In the Lord Jesus Christ, and in Job, we shall find much illustration of this passage in the way of contrast. In Matthew 11 we witness in Jesus His triumph in giving thanks in the midst of the most humbling circumstances. Chorazin, Bethsaida, Capernaum, had just rejected His claim; and John, too, sends a message, which tells Jesus that John's faith had failed him; yet here, in this very crisis, we find Jesus saying, "I thank thee, O Father, Lord of heaven and earth," etc. Jesus could always drop back into the bosom of God His Father. Just observe the blessed subjection of His soul to God -- the hanging in dependence upon God; He says, "Yes, all may fail here, but not thou! Thou canst not fail!" Again, His meekness and lowliness of heart! The blessed Lord was walking in heaven, and in God the Father, whilst on earth. The blessed yieldedness of His soul in that ready dropping back into His Father's counsels, sinking upon His Father's bosom: then He would take the place of the witness for the Father. How blessed the fruit of that subjection was to the soul of Jesus! He became revealer of the Father. How can the Son of David, He who was heir to the throne of David, 'give thanks' under such humiliating rejection? But He does: He exclaims, "I thank thee, O heavenly Father!" and instantly after He takes the place of revealer of His Father to all them that are weary and heavy laden. We see one here who could give thanks in all things; and the secret was, He walked in heaven and in God. There was the secret spring of His power; and will He keep the secret to Himself! No; He says, "That spring I have opened to you. I would have you enter into my secret of giving thanks for all things, at all times. Take my yoke upon you, and learn of me; for my yoke is easy, and my burden is light."
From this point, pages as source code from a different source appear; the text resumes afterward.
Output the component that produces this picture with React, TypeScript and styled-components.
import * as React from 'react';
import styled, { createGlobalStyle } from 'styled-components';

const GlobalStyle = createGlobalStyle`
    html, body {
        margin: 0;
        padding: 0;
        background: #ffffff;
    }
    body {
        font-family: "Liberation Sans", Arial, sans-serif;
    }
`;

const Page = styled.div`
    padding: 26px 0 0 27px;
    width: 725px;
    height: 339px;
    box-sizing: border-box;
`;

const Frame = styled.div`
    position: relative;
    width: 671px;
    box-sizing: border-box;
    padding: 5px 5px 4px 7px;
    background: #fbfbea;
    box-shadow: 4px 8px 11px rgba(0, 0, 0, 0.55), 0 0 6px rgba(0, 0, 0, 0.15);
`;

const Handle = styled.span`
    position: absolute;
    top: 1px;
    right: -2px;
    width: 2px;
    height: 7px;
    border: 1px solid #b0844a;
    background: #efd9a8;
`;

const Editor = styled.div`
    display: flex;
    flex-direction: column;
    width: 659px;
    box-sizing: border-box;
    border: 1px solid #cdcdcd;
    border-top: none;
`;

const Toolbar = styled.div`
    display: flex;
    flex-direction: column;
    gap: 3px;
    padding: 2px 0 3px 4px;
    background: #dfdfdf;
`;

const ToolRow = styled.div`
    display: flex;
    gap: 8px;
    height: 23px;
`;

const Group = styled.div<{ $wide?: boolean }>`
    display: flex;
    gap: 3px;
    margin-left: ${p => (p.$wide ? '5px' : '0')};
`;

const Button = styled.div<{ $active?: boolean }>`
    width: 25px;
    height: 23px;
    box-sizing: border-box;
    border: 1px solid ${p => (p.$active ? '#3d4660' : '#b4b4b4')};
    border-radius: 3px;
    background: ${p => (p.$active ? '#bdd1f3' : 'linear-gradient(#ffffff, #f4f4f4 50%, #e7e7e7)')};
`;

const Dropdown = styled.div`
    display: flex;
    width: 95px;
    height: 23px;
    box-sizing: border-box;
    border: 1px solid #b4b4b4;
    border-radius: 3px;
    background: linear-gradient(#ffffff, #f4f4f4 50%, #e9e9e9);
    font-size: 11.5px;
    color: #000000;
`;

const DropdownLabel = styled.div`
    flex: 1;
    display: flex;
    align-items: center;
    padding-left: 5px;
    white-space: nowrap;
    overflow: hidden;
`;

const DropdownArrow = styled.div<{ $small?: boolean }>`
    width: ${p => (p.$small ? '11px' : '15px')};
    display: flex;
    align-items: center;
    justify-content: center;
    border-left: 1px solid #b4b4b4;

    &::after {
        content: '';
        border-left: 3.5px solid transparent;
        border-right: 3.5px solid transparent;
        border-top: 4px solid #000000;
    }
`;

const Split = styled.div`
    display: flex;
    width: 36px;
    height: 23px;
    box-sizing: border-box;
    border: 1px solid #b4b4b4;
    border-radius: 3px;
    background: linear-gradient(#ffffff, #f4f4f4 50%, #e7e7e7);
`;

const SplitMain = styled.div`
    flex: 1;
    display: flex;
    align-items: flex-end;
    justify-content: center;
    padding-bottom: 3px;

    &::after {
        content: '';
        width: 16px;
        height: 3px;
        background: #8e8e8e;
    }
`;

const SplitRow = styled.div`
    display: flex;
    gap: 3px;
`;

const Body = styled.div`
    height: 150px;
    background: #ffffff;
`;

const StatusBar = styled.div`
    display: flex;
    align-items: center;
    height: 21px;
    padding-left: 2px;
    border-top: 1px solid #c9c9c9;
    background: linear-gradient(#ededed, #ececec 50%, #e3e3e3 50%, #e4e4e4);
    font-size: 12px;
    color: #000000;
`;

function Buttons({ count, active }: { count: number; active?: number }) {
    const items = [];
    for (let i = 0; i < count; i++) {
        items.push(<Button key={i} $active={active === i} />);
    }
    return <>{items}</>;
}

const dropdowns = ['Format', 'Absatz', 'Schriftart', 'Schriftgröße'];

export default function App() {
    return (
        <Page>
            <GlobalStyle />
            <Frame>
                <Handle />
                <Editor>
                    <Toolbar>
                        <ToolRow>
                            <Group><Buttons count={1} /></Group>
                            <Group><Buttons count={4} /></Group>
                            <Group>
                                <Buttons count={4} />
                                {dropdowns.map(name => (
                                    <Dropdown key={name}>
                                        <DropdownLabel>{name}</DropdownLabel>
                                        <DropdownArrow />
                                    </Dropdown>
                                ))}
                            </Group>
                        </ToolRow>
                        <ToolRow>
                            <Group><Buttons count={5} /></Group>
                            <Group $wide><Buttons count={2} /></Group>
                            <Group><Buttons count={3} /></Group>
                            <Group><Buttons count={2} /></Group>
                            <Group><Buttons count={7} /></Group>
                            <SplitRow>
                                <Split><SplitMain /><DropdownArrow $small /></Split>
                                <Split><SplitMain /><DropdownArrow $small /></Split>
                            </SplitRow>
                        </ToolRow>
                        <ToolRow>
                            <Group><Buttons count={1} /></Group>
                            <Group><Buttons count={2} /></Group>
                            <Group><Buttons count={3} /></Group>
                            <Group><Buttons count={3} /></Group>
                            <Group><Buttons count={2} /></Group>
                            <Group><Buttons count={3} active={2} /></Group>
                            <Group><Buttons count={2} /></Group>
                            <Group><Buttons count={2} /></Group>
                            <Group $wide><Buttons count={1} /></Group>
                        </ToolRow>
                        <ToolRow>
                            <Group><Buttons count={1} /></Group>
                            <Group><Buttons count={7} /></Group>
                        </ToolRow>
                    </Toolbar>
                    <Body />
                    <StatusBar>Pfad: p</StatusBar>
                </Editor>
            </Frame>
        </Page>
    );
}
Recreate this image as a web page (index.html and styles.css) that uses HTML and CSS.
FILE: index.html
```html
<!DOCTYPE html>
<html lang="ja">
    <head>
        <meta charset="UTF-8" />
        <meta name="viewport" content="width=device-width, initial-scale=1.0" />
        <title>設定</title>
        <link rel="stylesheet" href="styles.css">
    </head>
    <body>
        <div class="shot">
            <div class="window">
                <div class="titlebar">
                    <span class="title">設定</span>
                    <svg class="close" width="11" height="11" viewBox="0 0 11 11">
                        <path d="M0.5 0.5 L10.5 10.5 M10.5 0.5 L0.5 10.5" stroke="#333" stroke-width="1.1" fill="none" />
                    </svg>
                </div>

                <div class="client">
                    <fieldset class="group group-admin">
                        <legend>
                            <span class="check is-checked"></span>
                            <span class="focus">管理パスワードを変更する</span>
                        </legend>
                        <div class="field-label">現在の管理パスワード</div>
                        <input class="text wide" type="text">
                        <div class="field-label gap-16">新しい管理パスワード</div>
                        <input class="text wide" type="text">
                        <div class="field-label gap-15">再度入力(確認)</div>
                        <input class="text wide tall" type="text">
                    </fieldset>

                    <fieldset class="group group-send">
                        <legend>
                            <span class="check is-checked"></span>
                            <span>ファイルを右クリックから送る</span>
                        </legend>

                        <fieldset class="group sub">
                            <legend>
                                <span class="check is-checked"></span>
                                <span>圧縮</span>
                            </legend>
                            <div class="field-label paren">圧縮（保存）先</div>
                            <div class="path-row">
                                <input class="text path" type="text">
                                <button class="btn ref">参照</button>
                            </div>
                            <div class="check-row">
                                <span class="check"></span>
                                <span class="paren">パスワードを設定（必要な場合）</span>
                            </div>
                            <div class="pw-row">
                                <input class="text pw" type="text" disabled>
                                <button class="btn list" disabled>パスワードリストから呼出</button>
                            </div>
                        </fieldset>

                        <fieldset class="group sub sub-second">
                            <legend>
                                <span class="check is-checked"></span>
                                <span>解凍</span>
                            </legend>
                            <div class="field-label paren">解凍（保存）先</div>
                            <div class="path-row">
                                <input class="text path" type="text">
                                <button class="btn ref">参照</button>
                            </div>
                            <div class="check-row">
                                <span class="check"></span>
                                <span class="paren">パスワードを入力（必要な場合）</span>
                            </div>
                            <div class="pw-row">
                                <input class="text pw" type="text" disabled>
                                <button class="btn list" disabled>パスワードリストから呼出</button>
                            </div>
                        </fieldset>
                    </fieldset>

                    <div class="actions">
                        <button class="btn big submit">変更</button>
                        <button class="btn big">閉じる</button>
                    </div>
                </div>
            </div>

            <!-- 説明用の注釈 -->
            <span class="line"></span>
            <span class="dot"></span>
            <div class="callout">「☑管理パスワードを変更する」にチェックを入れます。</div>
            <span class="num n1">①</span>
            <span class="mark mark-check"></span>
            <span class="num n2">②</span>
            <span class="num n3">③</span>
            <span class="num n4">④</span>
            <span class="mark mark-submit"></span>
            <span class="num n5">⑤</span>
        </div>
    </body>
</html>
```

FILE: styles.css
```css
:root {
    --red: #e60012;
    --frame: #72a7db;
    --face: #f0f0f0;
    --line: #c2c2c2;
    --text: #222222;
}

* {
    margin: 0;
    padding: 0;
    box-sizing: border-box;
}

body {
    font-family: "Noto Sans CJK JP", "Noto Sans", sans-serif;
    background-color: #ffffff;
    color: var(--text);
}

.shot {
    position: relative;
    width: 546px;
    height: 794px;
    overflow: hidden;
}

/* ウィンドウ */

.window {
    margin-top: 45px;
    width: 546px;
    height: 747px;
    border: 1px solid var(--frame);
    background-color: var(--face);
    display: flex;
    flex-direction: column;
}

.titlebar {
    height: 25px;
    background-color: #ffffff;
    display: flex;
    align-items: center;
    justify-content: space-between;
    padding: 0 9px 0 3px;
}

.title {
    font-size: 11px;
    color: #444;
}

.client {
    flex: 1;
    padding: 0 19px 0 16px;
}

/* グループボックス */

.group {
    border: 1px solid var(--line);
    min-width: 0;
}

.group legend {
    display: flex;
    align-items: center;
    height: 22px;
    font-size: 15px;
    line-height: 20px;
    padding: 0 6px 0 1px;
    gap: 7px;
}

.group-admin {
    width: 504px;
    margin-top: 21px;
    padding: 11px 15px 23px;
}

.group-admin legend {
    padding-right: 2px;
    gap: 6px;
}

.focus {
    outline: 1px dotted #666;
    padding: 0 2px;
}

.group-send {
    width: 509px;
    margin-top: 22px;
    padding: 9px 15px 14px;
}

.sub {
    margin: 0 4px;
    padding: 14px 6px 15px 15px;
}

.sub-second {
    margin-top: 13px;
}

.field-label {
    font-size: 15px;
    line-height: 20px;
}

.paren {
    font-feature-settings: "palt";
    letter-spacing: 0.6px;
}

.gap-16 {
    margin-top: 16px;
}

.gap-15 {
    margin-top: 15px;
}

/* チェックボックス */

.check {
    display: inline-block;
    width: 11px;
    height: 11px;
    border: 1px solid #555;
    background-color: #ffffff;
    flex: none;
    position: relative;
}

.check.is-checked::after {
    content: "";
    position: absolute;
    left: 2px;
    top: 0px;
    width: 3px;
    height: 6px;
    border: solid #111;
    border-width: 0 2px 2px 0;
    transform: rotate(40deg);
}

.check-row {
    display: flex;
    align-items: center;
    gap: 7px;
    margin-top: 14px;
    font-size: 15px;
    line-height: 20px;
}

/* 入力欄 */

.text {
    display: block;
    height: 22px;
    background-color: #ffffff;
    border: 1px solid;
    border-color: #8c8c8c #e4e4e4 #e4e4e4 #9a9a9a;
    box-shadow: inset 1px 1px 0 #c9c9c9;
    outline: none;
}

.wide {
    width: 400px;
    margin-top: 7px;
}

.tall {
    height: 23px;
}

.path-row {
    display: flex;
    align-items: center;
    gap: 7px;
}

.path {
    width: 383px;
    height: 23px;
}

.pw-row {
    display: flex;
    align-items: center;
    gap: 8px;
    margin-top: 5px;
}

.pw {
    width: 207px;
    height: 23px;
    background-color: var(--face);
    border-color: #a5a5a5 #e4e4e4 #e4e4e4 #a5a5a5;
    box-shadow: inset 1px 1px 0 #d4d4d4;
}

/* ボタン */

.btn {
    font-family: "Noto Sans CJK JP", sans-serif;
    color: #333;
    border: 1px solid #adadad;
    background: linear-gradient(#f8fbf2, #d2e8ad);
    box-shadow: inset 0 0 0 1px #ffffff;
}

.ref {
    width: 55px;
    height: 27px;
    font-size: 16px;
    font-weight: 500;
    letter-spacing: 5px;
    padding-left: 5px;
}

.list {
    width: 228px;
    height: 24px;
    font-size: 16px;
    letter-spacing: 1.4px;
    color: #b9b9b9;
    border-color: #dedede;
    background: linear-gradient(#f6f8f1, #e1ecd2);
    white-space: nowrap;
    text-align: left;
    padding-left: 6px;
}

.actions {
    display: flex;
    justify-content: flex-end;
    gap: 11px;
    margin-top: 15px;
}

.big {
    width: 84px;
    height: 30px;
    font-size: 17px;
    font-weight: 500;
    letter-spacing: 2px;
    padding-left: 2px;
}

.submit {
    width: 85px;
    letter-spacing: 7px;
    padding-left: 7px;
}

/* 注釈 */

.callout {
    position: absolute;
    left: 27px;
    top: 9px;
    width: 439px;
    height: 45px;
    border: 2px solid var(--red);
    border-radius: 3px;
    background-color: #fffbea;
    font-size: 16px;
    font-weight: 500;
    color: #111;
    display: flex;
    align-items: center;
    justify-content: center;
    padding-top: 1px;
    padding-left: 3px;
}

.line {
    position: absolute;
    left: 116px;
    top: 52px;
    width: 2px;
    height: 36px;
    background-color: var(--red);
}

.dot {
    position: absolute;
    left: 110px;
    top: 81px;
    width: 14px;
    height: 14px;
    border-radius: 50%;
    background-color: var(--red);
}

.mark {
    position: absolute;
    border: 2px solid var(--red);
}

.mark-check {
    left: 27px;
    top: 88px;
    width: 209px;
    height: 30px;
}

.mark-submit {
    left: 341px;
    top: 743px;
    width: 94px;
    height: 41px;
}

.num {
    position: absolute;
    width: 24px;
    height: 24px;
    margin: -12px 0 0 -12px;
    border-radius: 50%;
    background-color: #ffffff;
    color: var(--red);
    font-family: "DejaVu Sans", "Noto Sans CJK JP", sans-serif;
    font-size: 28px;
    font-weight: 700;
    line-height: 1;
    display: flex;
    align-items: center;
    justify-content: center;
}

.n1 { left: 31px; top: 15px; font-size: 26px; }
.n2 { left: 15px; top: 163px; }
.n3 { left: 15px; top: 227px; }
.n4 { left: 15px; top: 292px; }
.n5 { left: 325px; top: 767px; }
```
Job's failure stands as a sort of dark background to the perfections which shine forth in the Son of God. (Job 1: 13-21.) Here we see, though Job bows, he does not thank God for his trials. In chap. 3 the secret comes out; Job, in prosperity, was rejoicing, not in the Lord, but in his prosperity; he was living in circumstances; he was constantly saying to himself, Ah! there are those precious things -- I shall lose them, perhaps, some day -- sons and daughters, my camels, etc. I always used to be trembling at the thought of the privation, and "the thing which I greatly feared is come upon me, and that which I was afraid of is come unto me; I was not in safety, neither had I rest, neither was I quiet, yet trouble came upon me." God had seen Job rejoicing in his circumstances. Job had not attained that elevation of soul of one walking above circumstances: there is the uncovering of the real root of Job's failure; he was occupied with circumstances, and not with the God of circumstances; and he was found, when the circumstances were touched, to be cursing.
If circumstances overmaster us, it is because we are not living as children, "in God the Father, and the Lord Jesus Christ" Job's example is instructive, as well as a warning to us. What more common than to hear a child of God say, "I do not see how I could give thanks for that" (some unexpected trial, perhaps, which has cast him down): what is that but because you have not been walking with God, and in Him. Some may exclaim," Oh! we never complain; -- we are always willing to take what God sends, and thank Him for it." Is it truly so? can't you remember some scene, even within the last week or so, to which God could point and say, "Was that a giving of thanks?"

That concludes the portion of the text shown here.